Worksheet 2 - Probability & Distributions

Understanding your data is a critical step in analysis. Describe in words the following data types. Is it numeric? Continious? Bounded at 0?

Don’t yet worry about the distributions, the point is to recognize fundamental characteristics of data.

Data Structure

  1. Draw 1000 random normal points with mean of 0 and sd of 1
  1. Draw 1000 random Poisson points lambda=1
  1. Draw 1000 random binomial points with prob =.5 (coin flip,n=1)

Univariate Plotting

  1. Create a histogram of each distribution above.
  2. Bin the histogram into fewer sections (e.g., 5).

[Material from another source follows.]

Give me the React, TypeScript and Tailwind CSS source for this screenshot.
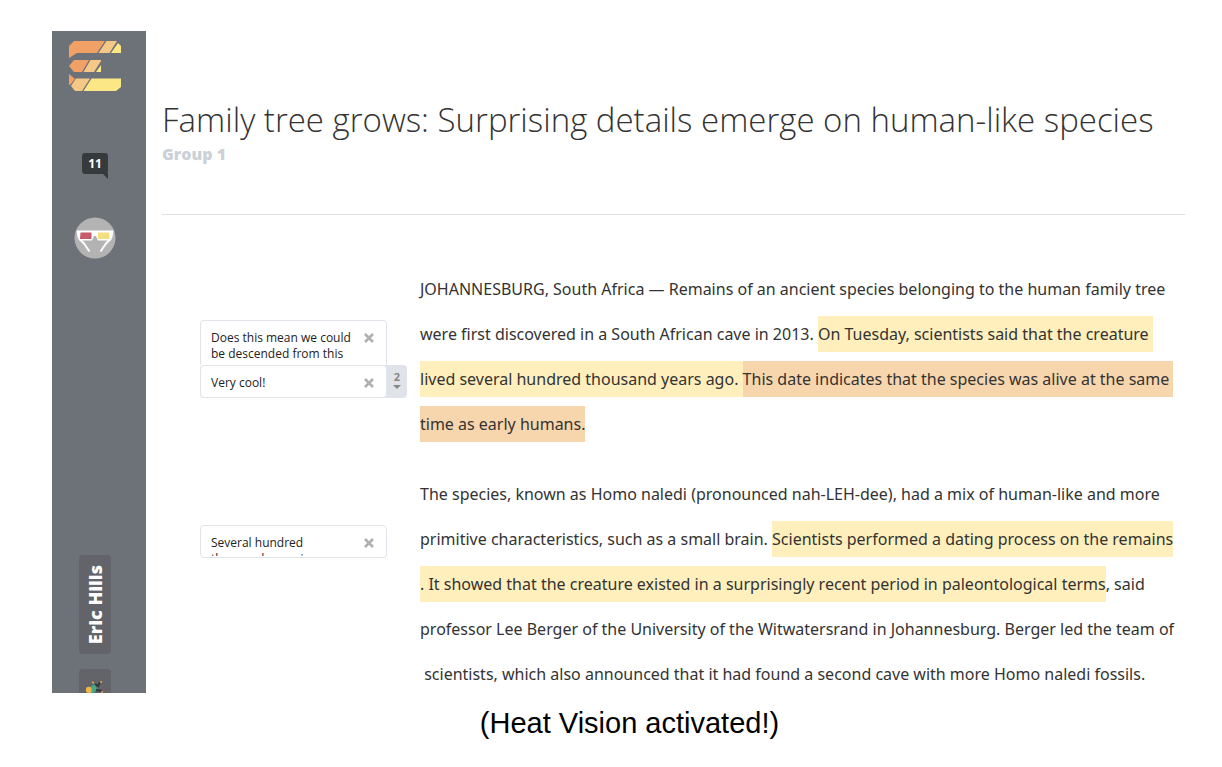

See ?hist

Fitting Distributions

Using curve(), fit a histogram of your data with a distribution curve

Following the example.

x<-rnorm(100)
head(x)
## [1]  1.74637874 -0.01461965  1.40216756 -0.35058284  0.65140411 -1.50337140
hist(x,prob=TRUE)
curve(dnorm(x,mean=mean(x),sd=sd(x)),add=TRUE,col="red")

What does the prob=TRUE argument do in histogram? Why is it needed?

  1. Fit questions 2 and 3 to their respective distributions.
  2. Plot all distributions together, using the add=TRUE parameters. Color them seperately and make note of which distribution is which color.